Trigger Seafood
Florida Keys, waters east and south of US1
George Figueroa’s outfit is spear-caught exclusive. He gets us wreck, trigger, jack, cobia, snappers, and more, including Everglades frogs from seasoned giggers.
Wild Ocean Seafood
Titusville, FL
Four over four generations of catching local, wild seafood. We love their royal red shrimp, rock shrimp, octopus, and ocean trout, flatfish and more.
Island Creek Oyster
Duxbury, CT
We met Garrett Hawker in May up in Boston at his Island Creek Oyster Bar restaurant. Soon after, we began buying the best oysters ever from its namesake farm that has now grown from Skip Bennett’s first oysters in 1992 to a our Direct-to-Chef program and distribution arm shipping a portfolio from its nine Island Creek farms in Duxbury and an ever-changing array of other farmers from around Cape Cod (and from as far away as the West Coast).
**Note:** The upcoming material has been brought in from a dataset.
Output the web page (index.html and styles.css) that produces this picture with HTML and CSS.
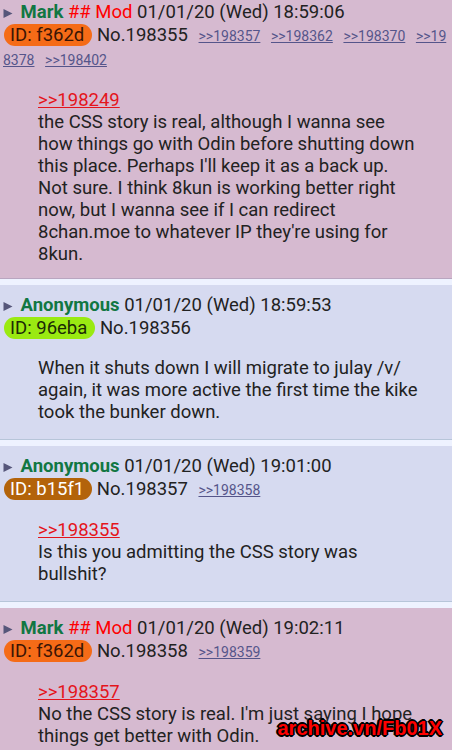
FILE: index.html
```html
<!DOCTYPE html>
<html lang="en">
  <head>
    <meta charset="UTF-8" />
    <meta name="viewport" content="width=device-width, initial-scale=1.0" />
    <title>/v/ - Thread</title>
    <link rel="stylesheet" href="styles.css">
  </head>
  <body>
    <div class="thread">
      <div class="post mod first">
        <div class="post-head">
          <svg class="arrow" width="10" height="11" viewBox="0 0 10 11"><polygon points="0.5,1 9.5,5.5 0.5,10" /></svg>
          <span class="name">Mark</span> <span class="cap">## Mod</span> <span class="date">01/01/20 (Wed) 18:59:06</span>
          <br>
          <span class="id id-orange">ID: f362d</span> <span class="no">No.198355</span>
          <a class="backlink" href="#">&gt;&gt;198357</a> <a class="backlink" href="#">&gt;&gt;198362</a> <a class="backlink" href="#">&gt;&gt;198370</a> <a class="backlink" href="#">&gt;&gt;198378</a> <a class="backlink" href="#">&gt;&gt;198402</a>
        </div>
        <div class="msg">
          <a class="quote" href="#">&gt;&gt;198249</a><br>
          the CSS story is real, although I wanna see how things go with Odin before shutting down this place. Perhaps I'll keep it as a back up. Not sure. I think 8kun is working better right now, but I wanna see if I can redirect 8chan.moe to whatever IP they're using for 8kun.
        </div>
      </div>

      <div class="post">
        <div class="post-head">
          <svg class="arrow" width="10" height="11" viewBox="0 0 10 11"><polygon points="0.5,1 9.5,5.5 0.5,10" /></svg>
          <span class="name">Anonymous</span> <span class="date">01/01/20 (Wed) 18:59:53</span>
          <br>
          <span class="id id-green">ID: 96eba</span> <span class="no">No.198356</span>
        </div>
        <div class="msg">
          When it shuts down I will migrate to julay /v/ again, it was more active the first time the kike took the bunker down.
        </div>
      </div>

      <div class="post">
        <div class="post-head">
          <svg class="arrow" width="10" height="11" viewBox="0 0 10 11"><polygon points="0.5,1 9.5,5.5 0.5,10" /></svg>
          <span class="name">Anonymous</span> <span class="date">01/01/20 (Wed) 19:01:00</span>
          <br>
          <span class="id id-brown">ID: b15f1</span> <span class="no">No.198357</span>
          <a class="backlink" href="#">&gt;&gt;198358</a>
        </div>
        <div class="msg">
          <a class="quote" href="#">&gt;&gt;198355</a><br>
          Is this you admitting the CSS story was bullshit?
        </div>
      </div>

      <div class="post mod">
        <div class="post-head">
          <svg class="arrow" width="10" height="11" viewBox="0 0 10 11"><polygon points="0.5,1 9.5,5.5 0.5,10" /></svg>
          <span class="name">Mark</span> <span class="cap">## Mod</span> <span class="date">01/01/20 (Wed) 19:02:11</span>
          <br>
          <span class="id id-orange">ID: f362d</span> <span class="no">No.198358</span>
          <a class="backlink" href="#">&gt;&gt;198359</a>
        </div>
        <div class="msg">
          <a class="quote" href="#">&gt;&gt;198357</a><br>
          No the CSS story is real. I'm just saying I hope things get better with Odin.
        </div>
      </div>
    </div>

    <div class="stamp">archive.vn/Fb01X</div>
  </body>
</html>
```

FILE: styles.css
```css
* {
  margin: 0;
  padding: 0;
  box-sizing: border-box;
}
html {
  overflow: hidden;
}
body {
  background-color: #eef2ff;
  font-family: "Roboto", "Liberation Sans", sans-serif;
  font-size: 18.5px;
  color: #222;
  position: relative;
}
.thread {
  display: flex;
  flex-direction: column;
  gap: 6px;
}
.post {
  background-color: #d6daf0;
  border-bottom: 1px solid #b7c5d9;
  padding: 9px 4px 16px 3px;
}
.post.mod {
  background-color: #d6bad0;
  border-bottom-color: #b9a6c0;
}
.post.first {
  margin-top: -8px;
  padding-bottom: 13px;
}
.post-head {
  line-height: 23px;
}
.arrow {
  fill: #56567a;
  margin-right: 3px;
  vertical-align: -1px;
}
.name {
  color: #117743;
  font-weight: bold;
}
.cap {
  color: #f00;
}
.id {
  display: inline-block;
  height: 22px;
  line-height: 22px;
  padding: 0 8px 0 6px;
  border-radius: 11px;
  margin-left: 1px;
  color: #3a1505;
}
.id-orange {
  background-color: #f56b17;
}
.id-green {
  background-color: #9aea12;
  color: #1c2a05;
}
.id-brown {
  background-color: #b3630a;
  color: #fff;
}
.backlink {
  font-size: 14px;
  color: #55558a;
  margin-left: 6px;
  word-break: break-all;
}
.msg {
  margin: 17px 29px 0 35px;
  line-height: 22px;
}
.quote {
  color: #e4151c;
}
.stamp {
  position: absolute;
  top: 716px;
  right: 10px;
  font-family: "Liberation Sans", sans-serif;
  font-weight: bold;
  font-size: 20px;
  line-height: 24px;
  color: #f00;
  text-shadow: -1px -1px 0 #000, 1px -1px 0 #000, -1px 1px 0 #000, 1px 1px 0 #000, 0 2px 0 #000, 2px 0 0 #000, 0 -2px 0 #000, -2px 0 0 #000;
}
```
The distribution arm, Island Creek Oysters, Inc. sells over 100,000 oysters a week, shipping overnight directly to restaurants like ours across the country via FedEx.
Lionfish Scuba Divers
There’s a delicious solution to combat lionfish – an invasive fish species threatening the marine ecosystem off Grand Cayman’s shores: Eat them! Many fisherman and divers show up to our service door on the island with their delicious catch, and chef Thomas even goes hunting too on his days off with the support of the Department of Environment. From a chef’s point of view, lionfish is a versatile and easy fish to work with. Like snapper, it has a nice, thin skin, which when left on, pan-fries and sears crisp; remove the skin and toss in tempura batter for a light deep fry or in citrus juice for ceviche. Fried and pickled in vinegar for escabeche is very good, too – even simply seasoned with salt, pepper and olive oil in our wood-burning oven.